On a different subject, Die Welle (The Wave) is a German film from 2008 produced by Dennis Gansel, based on a true story that happened in 1967 in a high school in California. The film shows how easy it is to manipulate information, especially for teenagers who are in the search of new ideologies.

In a high school in Germany, a teacher, Rainer Wenger, comes up with the idea of carrying out an experiment in his class to show his students how an autocratic and totalitarian government works, to which they respond with the belief that another dictatorship could not happen again in Germany after what it has gone through already.
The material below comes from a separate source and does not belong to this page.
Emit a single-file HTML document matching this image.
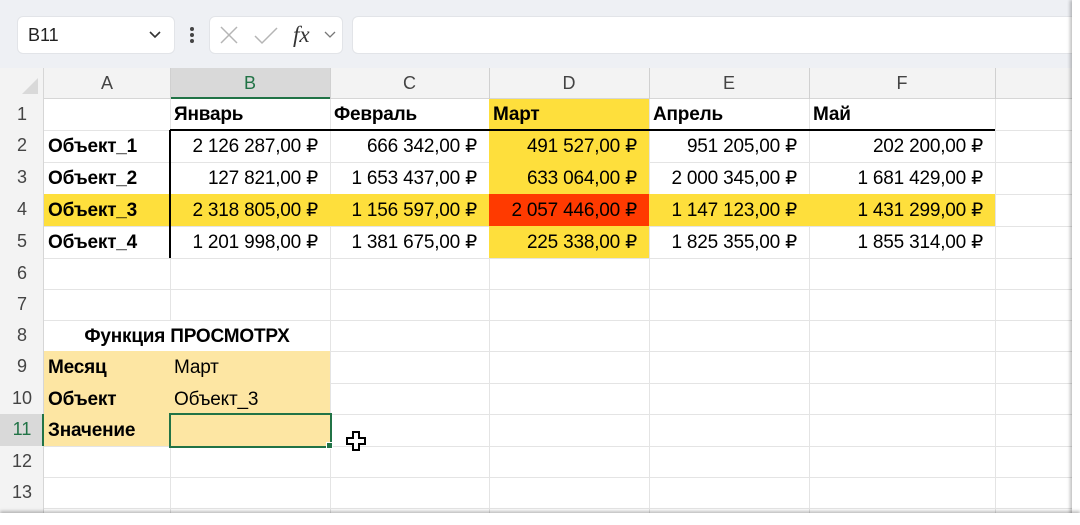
<!DOCTYPE html>
<html><head><meta charset="utf-8"><style>
*{margin:0;padding:0;box-sizing:border-box}
body{width:1080px;height:525px;background:#fff;position:relative;overflow:hidden;font-family:"Liberation Sans","DejaVu Sans",sans-serif;color:#000}
.a{position:absolute}
.c{position:absolute;font-size:19px;line-height:31px;white-space:nowrap;padding:0 4px;letter-spacing:-0.2px}
.r{text-align:right;padding-right:12px}
.b{font-weight:bold}
.hl{position:absolute;background:#e4e4e4;height:1px}
.vl{position:absolute;background:#e4e4e4;width:1px}
.rh{position:absolute;left:0;width:44px;text-align:center;font-size:18px;color:#444;line-height:31px}
.ch{position:absolute;top:68px;height:31px;line-height:31px;text-align:center;font-size:18px;color:#444}
</style></head><body>
<div class="a" style="left:0;top:0;width:1072px;height:68px;background:#eef0f4"></div>
<div class="a" style="left:17px;top:16px;width:158px;height:38px;background:#fff;border-radius:6px;border:1px solid #e2e4e8"></div>
<div class="a" style="left:28px;top:16px;line-height:38px;font-size:18px;color:#222">B11</div>
<svg class="a" style="left:148px;top:30px" width="14" height="10"><path d="M2 2 L7 7 L12 2" stroke="#333" stroke-width="1.6" fill="none"/></svg>
<div class="a" style="left:190px;top:27px;width:4px;height:4px;background:#444;border-radius:2px;box-shadow:0 6px 0 #444,0 12px 0 #444"></div>
<div class="a" style="left:209px;top:16px;width:134px;height:38px;background:#fff;border-radius:6px;border:1px solid #e2e4e8"></div>
<svg class="a" style="left:218px;top:25px" width="24" height="20"><path d="M3 2 L19 18 M19 2 L3 18" stroke="#b5b5b5" stroke-width="1.5"/></svg>
<svg class="a" style="left:253px;top:25px" width="26" height="20"><path d="M2 11 L9 18 L24 3" stroke="#b5b5b5" stroke-width="1.5" fill="none"/></svg>
<div class="a" style="left:293px;top:16px;line-height:38px;font-size:23px;font-style:italic;font-family:'Liberation Serif',serif;color:#333">fx</div>
<svg class="a" style="left:323px;top:30px" width="14" height="10"><path d="M2 2 L7 7 L12 2" stroke="#777" stroke-width="1.3" fill="none"/></svg>
<div class="a" style="left:352px;top:16px;width:720px;height:38px;background:#fff;border-radius:6px 0 0 6px;border:1px solid #e2e4e8;border-right:none"></div>
<div class="a" style="left:0;top:68px;width:1072px;height:31px;background:#f3f3f3;border-bottom:1px solid #d6d6d6"></div>
<div class="a" style="left:0;top:68px;width:44px;height:445px;background:#f3f3f3;border-right:1px solid #d6d6d6"></div>
<svg class="a" style="left:20px;top:76px" width="20" height="20"><path d="M18 2 L18 18 L2 18 Z" fill="#d9d9d9"/></svg>
<div class="a" style="left:170px;top:68px;width:160px;height:31px;background:#d9d9d9;border-bottom:2px solid #217346"></div>
<div class="a" style="left:0;top:414px;width:44px;height:32px;background:#d9d9d9;border-right:2px solid #217346"></div>
<div class="ch" style="left:44px;width:126px">A</div>
<div class="ch" style="left:170px;width:160px;color:#217346">B</div>
<div class="ch" style="left:330px;width:159px">C</div>
<div class="ch" style="left:489px;width:160px">D</div>
<div class="ch" style="left:649px;width:160px">E</div>
<div class="ch" style="left:809px;width:186px">F</div>
<div class="vl" style="left:170px;top:68px;height:31px;background:#d0d0d0"></div>
<div class="vl" style="left:330px;top:68px;height:31px;background:#d0d0d0"></div>
<div class="vl" style="left:489px;top:68px;height:31px;background:#d0d0d0"></div>
<div class="vl" style="left:649px;top:68px;height:31px;background:#d0d0d0"></div>
<div class="vl" style="left:809px;top:68px;height:31px;background:#d0d0d0"></div>
<div class="vl" style="left:995px;top:68px;height:31px;background:#d0d0d0"></div>
<!-- gridlines -->
<div class="hl" style="left:44px;top:130px;width:1028px"></div>
<div class="hl" style="left:44px;top:162px;width:1028px"></div>
<div class="hl" style="left:44px;top:194px;width:1028px"></div>
<div class="hl" style="left:44px;top:226px;width:1028px"></div>
<div class="hl" style="left:44px;top:258px;width:1028px"></div>
<div class="hl" style="left:44px;top:289px;width:1028px"></div>
<div class="hl" style="left:44px;top:320px;width:1028px"></div>
<div class="hl" style="left:44px;top:351px;width:1028px"></div>
<div class="hl" style="left:44px;top:383px;width:1028px"></div>
<div class="hl" style="left:44px;top:414px;width:1028px"></div>
<div class="hl" style="left:44px;top:446px;width:1028px"></div>
<div class="hl" style="left:44px;top:477px;width:1028px"></div>
<div class="hl" style="left:44px;top:508px;width:1028px"></div>
<div class="vl" style="left:170px;top:99px;height:414px"></div>
<div class="vl" style="left:330px;top:99px;height:414px"></div>
<div class="vl" style="left:489px;top:99px;height:414px"></div>
<div class="vl" style="left:649px;top:99px;height:414px"></div>
<div class="vl" style="left:809px;top:99px;height:414px"></div>
<div class="vl" style="left:995px;top:99px;height:414px"></div>
<!-- fills (cover gridlines) -->
<div class="a" style="left:489px;top:99px;width:160px;height:159px;background:#fedf3c"></div>
<div class="a" style="left:44px;top:194px;width:951px;height:32px;background:#fedf3c"></div>
<div class="a" style="left:489px;top:194px;width:160px;height:32px;background:#ff3a00"></div>
<div class="a" style="left:44px;top:321px;width:286px;height:30px;background:#fff"></div>
<div class="a" style="left:44px;top:351px;width:286px;height:95px;background:#fde6a3"></div>
<!-- table borders -->
<div class="a" style="left:170px;top:129px;width:825px;height:2px;background:#000"></div>
<div class="a" style="left:169px;top:130px;width:2px;height:128px;background:#000"></div>
<!-- row numbers -->
<div class="rh" style="top:99px">1</div><div class="rh" style="top:130px">2</div><div class="rh" style="top:162px">3</div><div class="rh" style="top:194px">4</div><div class="rh" style="top:226px">5</div><div class="rh" style="top:258px">6</div><div class="rh" style="top:289px">7</div><div class="rh" style="top:320px">8</div><div class="rh" style="top:351px">9</div><div class="rh" style="top:383px">10</div><div class="rh" style="top:414px;color:#217346">11</div><div class="rh" style="top:446px">12</div><div class="rh" style="top:477px">13</div>
<div class="c b" style="left:170px;top:99px">Январь</div>
<div class="c b" style="left:330px;top:99px">Февраль</div>
<div class="c b" style="left:489px;top:99px">Март</div>
<div class="c b" style="left:649px;top:99px">Апрель</div>
<div class="c b" style="left:809px;top:99px">Май</div>
<div class="c b" style="left:44px;top:131px">Объект_1</div>
<div class="c r" style="left:170px;top:131px;width:160px">2 126 287,00 ₽</div>
<div class="c r" style="left:330px;top:131px;width:159px">666 342,00 ₽</div>
<div class="c r" style="left:489px;top:131px;width:160px">491 527,00 ₽</div>
<div class="c r" style="left:649px;top:131px;width:160px">951 205,00 ₽</div>
<div class="c r" style="left:809px;top:131px;width:186px">202 200,00 ₽</div>
<div class="c b" style="left:44px;top:163px">Объект_2</div>
<div class="c r" style="left:170px;top:163px;width:160px">127 821,00 ₽</div>
<div class="c r" style="left:330px;top:163px;width:159px">1 653 437,00 ₽</div>
<div class="c r" style="left:489px;top:163px;width:160px">633 064,00 ₽</div>
<div class="c r" style="left:649px;top:163px;width:160px">2 000 345,00 ₽</div>
<div class="c r" style="left:809px;top:163px;width:186px">1 681 429,00 ₽</div>
<div class="c b" style="left:44px;top:195px">Объект_3</div>
<div class="c r" style="left:170px;top:195px;width:160px">2 318 805,00 ₽</div>
<div class="c r" style="left:330px;top:195px;width:159px">1 156 597,00 ₽</div>
<div class="c r" style="left:489px;top:195px;width:160px">2 057 446,00 ₽</div>
<div class="c r" style="left:649px;top:195px;width:160px">1 147 123,00 ₽</div>
<div class="c r" style="left:809px;top:195px;width:186px">1 431 299,00 ₽</div>
<div class="c b" style="left:44px;top:227px">Объект_4</div>
<div class="c r" style="left:170px;top:227px;width:160px">1 201 998,00 ₽</div>
<div class="c r" style="left:330px;top:227px;width:159px">1 381 675,00 ₽</div>
<div class="c r" style="left:489px;top:227px;width:160px">225 338,00 ₽</div>
<div class="c r" style="left:649px;top:227px;width:160px">1 825 355,00 ₽</div>
<div class="c r" style="left:809px;top:227px;width:186px">1 855 314,00 ₽</div>
<div class="c b" style="left:44px;top:321px;width:286px;text-align:center">Функция ПРОСМОТРХ</div>
<div class="c b" style="left:44px;top:352px">Месяц</div>
<div class="c" style="left:170px;top:352px">Март</div>
<div class="c b" style="left:44px;top:384px">Объект</div>
<div class="c" style="left:170px;top:384px">Объект_3</div>
<div class="c b" style="left:44px;top:415px">Значение</div>
<div class="a" style="left:169px;top:413px;width:163px;height:35px;border:2px solid #217346"></div>
<div class="a" style="left:326px;top:442px;width:7px;height:7px;background:#217346;border:1px solid #fff"></div>
<svg class="a" style="left:345px;top:430px" width="24" height="24"><path d="M8 2 H14 V8 H20 V14 H14 V20 H8 V14 H2 V8 H8 Z" fill="#fff" stroke="#000" stroke-width="2"/></svg>
<div class="a" style="left:1072px;top:0;width:8px;height:525px;background:#fff;box-shadow:-2px 0 3px rgba(0,0,0,.25)"></div>
<div class="a" style="left:0;top:513px;width:1080px;height:12px;background:#fff;box-shadow:0 -2px 3px rgba(0,0,0,.25)"></div>
</body></html>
The experiment started with a few harmless ideas, such as promoting discipline and a sense of community, which derived into a real movement: the wave, where the students agreed to use uniforms and even came up with a symbol to represent it. After a few days, the movement gets stronger and the students are spreading it not only in the corridors of the school, but also in the streets of the city. On the fourth day, they come up with a salute and those students who do not use it or wear the proper uniform are excluded and are no longer allowed to enter the school. The movement starts to develop violence against those who do not follow it, and one of the students even offers himself to be the bodyguard of Rainer, the leader of the movement. At this point, Rainer realizes that the experiment has gotten out of control and tries to stop it.

The film deals with the problem of manipulation of young minds to establish a certain kind of ideology and a totalitarian system, which is achieved by eradicating individual differences and giving them the illusion that they have a voice, along with a sense of community and unity. We live in a society defined by individuality and teenagers have the need to feel superior and something to identify themselves with, making it very easy to induce ideas in their minds and manipulate them. Die Welle only shows a small part of how dangerous the proper manipulation of information can be and how our world and societies can be turned into the unexpected: autocracy.